Rev. Jeremiah Wright speaks at United Church of Chapel Hill


The Rev. Jeremiah Wright greets 94-year-old Hillsborough resident Marie Clarke Torian at a Sept. 19 event at United Church of Chapel Hill.
    RALEIGH — The Rev. Jeremiah Wright told attendees of a Sept. 19 event at a progressive church in Chapel Hill he is "giddily happy" with the rise of the Black Lives Matter movement, blamed U.S. foreign policy for the rise of ISIS, and took swipes at President Obama for failing to push racial reparations and Donald Trump's stance on immigration.

    Richard Edens, pastor of United Church of Chapel Hill, said Wright, pastor emeritus of Trinity United Church of Christ in Chicago, where Obama attended regularly for two decades, was invited to deliver "a transformative response to the latest call to be an anti-racism church, racial justice church."

    Wright sang, played the piano, danced, drew peals of laughter with a series of humorous remarks, called Israel an "illegal" nation, and mocked devotion to UNC basketball.

    Asked by an audience member for his views on immigration, Wright ridiculed Trump, the Republican presidential front-runner.

    "I've heard Donald Trump saying if you're here illegally you need to go back. Let's start at the 1400s. We're all immigrants," Wright said. "Georgia was founded as a colony for criminals, so let's talk about immigration holistically," and "stop the B.S. about Hispanics."

    Native Americans "have the same kind of theological questions" as a Palestinian Christian friend pastor of a church in Bethlehem, which is "not in the illegal state of Israel," but in the "Palestinian territory. ... What kind of God have you got that would promise your ass my land?"

    Wright also addressed "the geopolitical problems of this whole Syrian problem that [the United States] started, had it not been for what we did in attacking Iraq, which had nothing to do with 9/11. We created ISIS. We created the whole Syrian refugee problem, the Sudanese refugee problem," similar to problems created in this country, he said.

    "Hard, honest dialogue" is needed to bring about racial justice, he said. "Let's talk about white-on-white crime" instead of focusing on black-on-black crime.

    "I am giddily happy" with the rise of the Black Lives [Matter] movement," Wright said of the activist organization.

    The movement has been linked to violent unrest and widespread vandalism in Ferguson, Mo., disrupting several Democratic presidential campaign speeches, and anti-police marchers chanting "Pigs in a blanket, fry 'em like bacon" at the Minnesota State Fair.
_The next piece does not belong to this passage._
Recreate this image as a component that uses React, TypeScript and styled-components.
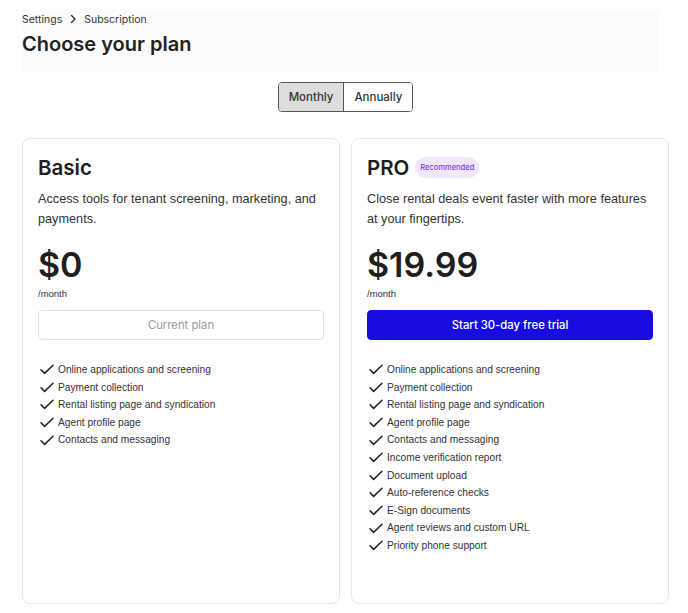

    Some critics have blamed the movement for inciting urban violence and assassinations against police officers.

    "A lot of us forget ... that the civil rights movement was young people just like these young people, and if you think their language is harsh y'all ought to hear" the rhetoric of the Student Nonviolent Coordinating Committee of the 1960s, which was led by current Georgia Democratic U.S. Rep. John Lewis, Wright said.

    "Let's go back to what started that movement," he said of SNCC. "Young people saying, 'Hell no.'" So while the older generation scoffs at Black Lives Matter, Wright said, "They know exactly what they're doing. You [middle-age and older Americans] don't know what you're doing."

    Wilma Liverpool of Durham asked Wright about his view on financial reparations for slavery. She said that "300-plus years of free labor" created "forced poverty," and "until that can be eradicated, I don't see us being one."

    "Without reparations there can be no reconciliation," Wright said.

    America won't confess to the sins of slavery because "confession means repentance, but if you repent you've got to repay," Wright said.

    Financial reparations should come not as a check to individuals, but in "structural things for generations to come" such as eradicating slums created by restrictive covenants and business flight, he said.

    But "that's where the conversation breaks down most of the time starting with ... the African American president. Half African. He don't talk about reparations," said Wright. Ynder the media glare and political liability created by the pastor's inflammatory rhetoric, after Obama was elected, he distanced himself from Wright.

    Wright contended racism in America is rooted in the nation's founding, and its founding documents. The first Africans disembarked in Williamsburg, Va., in 1619, he said. By the 1630s colonies were dealing with how to classify and restrict babies born to interracial couples.

    "The laws of the colonies of England were not based on legal precedents, were not based on English Common Law, were not based on any related jurisprudence," Wright said. Racism was inserted into "the legal structure of all 13 colonies."

    As a result, he said, "The Constitution of the United States of America has sewn into it legally the fabric of racism."

    The 14th Amendment granted citizenship to blacks, and the 15th Amendment "gave them the right to vote that North Carolina has undone," Wright said, an apparent reference to 2013 election law changes that have been challenged in federal court.

    "I submit another world is possible" than the one viewed through "the distorted lenses we are handed" through education and value systems of the dominant culture that cause people to see differences in others as deficiencies, Wright said.

    "We need to learn the cultures of those we walk beside. We need to learn the faith traditions of others," he said, citing a 2002 controversy at UNC-Chapel Hill. In the wake of the 9/11 terrorist attacks, incoming freshmen were required to read the book Approaching the Qur'an: The Early Revelations by author Michael Sells.

    Then-UNC-Chapel Hill Chancellor James Moeser wanted to address the situation that "most Christians in North Carolina had not a clue about Islam, and the Christians had a stroke," Wright said.

    "The [chancellor] after one year was proud to report that there was not one conversion to Islam," Wright said, "and the primary faith at UNC was still basketball."

    Marie Clarke Torian of Hillsborough was representative of audience reaction.

    "I thought it was great," the 94-year-old graduate of Hartford Seminary said.

    "I see what he was talking about in building another world," Torian said. "I'm puzzled at how it's going to happen ... but I think we're approaching it."